US: Gay retired baseball pro Billy Bean appointed MLB’s first Ambassador for Inclusion
Major League Baseball has increased its drive to combat homophobia in the sport by appointing gay former pro Billy Bean as its first ‘Ambassador for Inclusion’.
The announcement was made at an event held to recognised the late Glenn Burke, the first ever MLB player to come out as gay while still playing professional baseball, for the first time since his death almost 20 years ago.
Bean retired from the sport in 1995, due to the added pressures of playing in the public eye while closeted, and come out publicly as gay in 1999.
Bean’s new role will involve working with both Major and Minor League clubs to encourage equal opportunities in the sport, and developing training initiatives to combat homophobia, sexism and other forms of prejudice.
Commissioner Bud Selig, who appointed Bean on Tuesday, said: “Major League Baseball is delighted that Billy, a member of the baseball family, will advise and represent our sport on a wide range of matter. As a social institution, our game has important social responsibilities.”
He continued: “I believe that Billy will help us proactively cultivate those fundamental principles, and he will serve as a significant resource to our Clubs, current and future players and many others throughout our game.”
“I wish that our game had someone in place to whom Billy and Glenn could have turned when they played; a friend, listener, a source of support. That’s why I am so delighted to make this announcement today,” he added.

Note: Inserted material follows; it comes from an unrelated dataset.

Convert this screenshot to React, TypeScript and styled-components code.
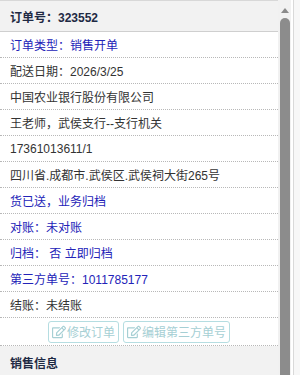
import React from 'react';
import styled, { createGlobalStyle } from 'styled-components';
import { FaRegEdit } from 'react-icons/fa';

const GlobalStyle = createGlobalStyle`
  html, body {
    margin: 0;
    padding: 0;
    background: #ffffff;
  }
  body {
    font-family: "Liberation Sans", "Noto Sans CJK SC", sans-serif;
    font-size: 12px;
  }
`;

const Frame = styled.div`
  display: flex;
  width: 300px;
  height: 375px;
  overflow: hidden;
  background: #ffffff;
`;

const Panel = styled.div`
  width: 278px;
  flex-shrink: 0;
  display: flex;
  flex-direction: column;
`;

const SectionHeader = styled.div<{ top?: boolean }>`
  height: 30px;
  display: flex;
  align-items: center;
  padding: 0 10px;
  background: #f2f2f2;
  border-top: 1px solid ${props => (props.top ? '#d8d8d8' : 'transparent')};
  border-bottom: 1px solid #cfcfcf;
  color: #1f2a44;
  font-weight: bold;
  font-size: 12px;
  flex-shrink: 0;
`;

const Row = styled.div<{ blue?: boolean }>`
  height: 25px;
  display: flex;
  align-items: center;
  padding: 0 10px;
  border-bottom: 1px dotted #b8b8b8;
  color: ${props => (props.blue ? '#2323b8' : '#333333')};
  white-space: nowrap;
  flex-shrink: 0;
`;

const ButtonRow = styled.div`
  height: 27px;
  display: flex;
  align-items: center;
  justify-content: center;
  gap: 4px;
  border-bottom: 1px dotted #b8b8b8;
  flex-shrink: 0;
`;

const ActionButton = styled.button`
  height: 22px;
  display: flex;
  align-items: center;
  gap: 1px;
  padding: 0 3px;
  background: #ffffff;
  border: 1px solid #b5dde1;
  border-radius: 3px;
  color: #a6cfd4;
  font-family: "Liberation Sans", "Noto Sans CJK SC", sans-serif;
  font-size: 12px;
  cursor: default;
  svg {
    width: 14px;
    height: 14px;
  }
`;

const ScrollTrack = styled.div`
  width: 13px;
  flex-shrink: 0;
  background: #f1f1f1;
  display: flex;
  flex-direction: column;
  align-items: center;
  padding-left: 2px;
  box-sizing: border-box;
`;

const ArrowUp = styled.div`
  width: 0;
  height: 0;
  margin-top: 8px;
  border-left: 4px solid transparent;
  border-right: 4px solid transparent;
  border-bottom: 5px solid #8a8a8a;
  margin-right: 2px;
`;

const Thumb = styled.div`
  width: 10px;
  flex: 1;
  margin-top: 5px;
  margin-right: 2px;
  background: #8c8c8c;
  border-radius: 5px 5px 0 0;
`;

const Gutter = styled.div`
  flex: 1;
  background: #f7f7f7;
  border-left: 1px solid #d9d9d9;
  margin-left: 2px;
`;

const rows: { text: string; blue?: boolean }[] = [
  { text: '订单类型：销售开单', blue: true },
  { text: '配送日期：2026/3/25' },
  { text: '中国农业银行股份有限公司' },
  { text: '王老师，武侯支行--支行机关' },
  { text: '17361013611/1' },
  { text: '四川省.成都市.武侯区.武侯祠大街265号' },
  { text: '货已送，业务归档', blue: true },
  { text: '对账：未对账', blue: true },
  { text: '归档： 否 立即归档', blue: true },
  { text: '第三方单号：1011785177', blue: true },
  { text: '结账：未结账' },
];

export default function App() {
  return (
    <>
      <GlobalStyle />
      <Frame>
        <Panel>
          <SectionHeader top>订单号：323552</SectionHeader>
          {rows.map(row => (
            <Row key={row.text} blue={row.blue}>{row.text}</Row>
          ))}
          <ButtonRow>
            <ActionButton><FaRegEdit />修改订单</ActionButton>
            <ActionButton><FaRegEdit />编辑第三方单号</ActionButton>
          </ButtonRow>
          <SectionHeader>销售信息</SectionHeader>
        </Panel>
        <ScrollTrack>
          <ArrowUp />
          <Thumb />
        </ScrollTrack>
        <Gutter />
      </Frame>
    </>
  );
}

At Tuesday’s press conference, Bean said: “MLB continues to lead by example with its social conscience and vision. It is our mission to create an equitable working environment, free of discrimination and prejudice for every player, coach, umpire and member of the MLB family.
“As a young man, I silently walked away from baseball for all the wrong reasons, and today I am truly humbled that the Commissioner’s Office has brought me back to lead the effort on inclusion. I will honor baseball’s great tradition, and be the resource that our current and future players need as they embrace their responsibility as role models to our fans.”
He explained that he didn’t want to “change baseball” or “make players feel uncomfortable”, but to give players “the opportunity to make the best decision”.
He said: “This is not a desire to find out information about players or encourage them to do something they’re not ready to do. It’s to protect them and let them make their own decisions and be the best players they can be.”